# What is this Munkey Business!!!!!



## Ron1YY (Mar 3, 2005)

That right!!!!!! I got the $H!T Kicked out of me by a Munkey!!!!! 

Kelcey, What brought this kind of A$$ Whooping on????? I mean, I haven't been beatdown like this since the wars!!!!! But, Now that I have your addy, Trust me Brother, You are not going to be safe......EVER Again!!!!!!


Kelcey SLAMMED me with

A bag of Jelly Beans
2 Killer Endangered Species Chocolate bars with a Gorills on the wrapper
A box of Swisher Sweets(That one you will have to pay for Bro :r)
A WHOLE Freakin Box of Illusione 88 Robustos
ANOTHER Whole Freakin Box of Illusione 68 Bombones
And to sooth the wounds he inflicted a Bottle of Ron Matusalem Gran Reserva 15 year old Rum (This is the rum made by the original cuban recipe :dr)

I've been beaten like this before and I now have a new scar!!!! Thank you Kelcey.........But this is now just the beginning :gn :mn It's My turn now :ss :r


Ron


----------



## SmokeyJoe (Oct 3, 2006)

Holy Moley! That is truly some *"Munkey" Business*... be gentle with him, Ron. :r


----------



## freakygar (Dec 13, 2007)

Look at all the bombs that went off today. 
I rest my case.

Game Over! :ss


Awesome just awesome!

Al


----------



## BigVito (Jan 1, 2000)

thank you Munkey:r


----------



## Munkey (Jan 14, 2008)

Ron1YY said:


> That right!!!!!! I got the $H!T Kicked out of me by a Munkey!!!!!
> 
> Kelcey, What brought this kind of A$$ Whooping on????? I mean, I haven't been beatdown like this since the wars!!!!! But, Now that I have your addy, Trust me Brother, You are not going to be safe......EVER Again!!!!!!
> 
> ...


What brought it on? Hmmm... You TALK. A LOT. :r:r:r

You shoulda killed me when you had a chance. I was worried that I gave you a heart attack with that little bomb though.


----------



## BigVito (Jan 1, 2000)

Munkey said:


> What brought it on? Hmmm... You TALK. A LOT. :r:r:r
> 
> You shouldn't killed me when you had a chance. I was worried that I gave you a heart attack with that little bomb though.


this above is talking too :tu


----------



## TripleF (May 16, 2007)

I'm with Joe.....HOLY MOLEY!!! :-0

Or with Peter Boyl (Fran Barone) HOLY CRAP :-0

Man, Ron somebody's got your number for sho.

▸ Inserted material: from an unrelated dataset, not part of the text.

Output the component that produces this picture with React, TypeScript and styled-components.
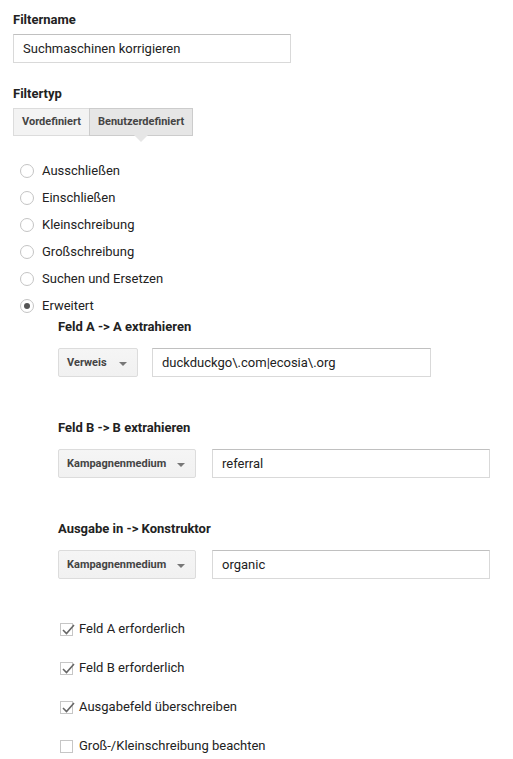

Massive hit and massive props to Munkey! :tu


----------



## awsmith4 (Jun 5, 2007)

That is one awesome way to get blowed up:tu


----------



## jjirons69 (Jul 15, 2007)

Great job, Munkey! Ron bullies everyone around and finally someone sucker-punched him!! Better hit him again while he's down, though...


----------



## sailchaser (Jun 16, 2007)

Munkey, nice hit on Ron got him while he was busy planning:tu:tu


----------



## Ron1YY (Mar 3, 2005)

sailchaser said:


> Munkey, nice hit on Ron got him while he was busy planning:tu:tu


Yes indeed!!!!! And 24 hours before I was launching too!!!!!

Ron


----------



## BigVito (Jan 1, 2000)

Munkey I'm starting to like that guy :gn:r


----------



## Made in Dade (Aug 5, 2006)

Ron1YY said:


> That right!!!!!! I got the $H!T Kicked out of me by a Munkey!!!!!
> 
> Kelcey, What brought this kind of A$$ Whooping on????? I mean, I haven't been beatdown like this since the wars!!!!! But, Now that I have your addy, Trust me Brother, You are not going to be safe......EVER Again!!!!!!
> 
> ...


Don't worry Ron, South Florida Crew has your back. 
By the way, let us know how that rum is.


----------



## Ron1YY (Mar 3, 2005)

Made in Dade said:


> Don't worry Ron, South Florida Crew has your back.
> *By the way, let us know how that rum is*.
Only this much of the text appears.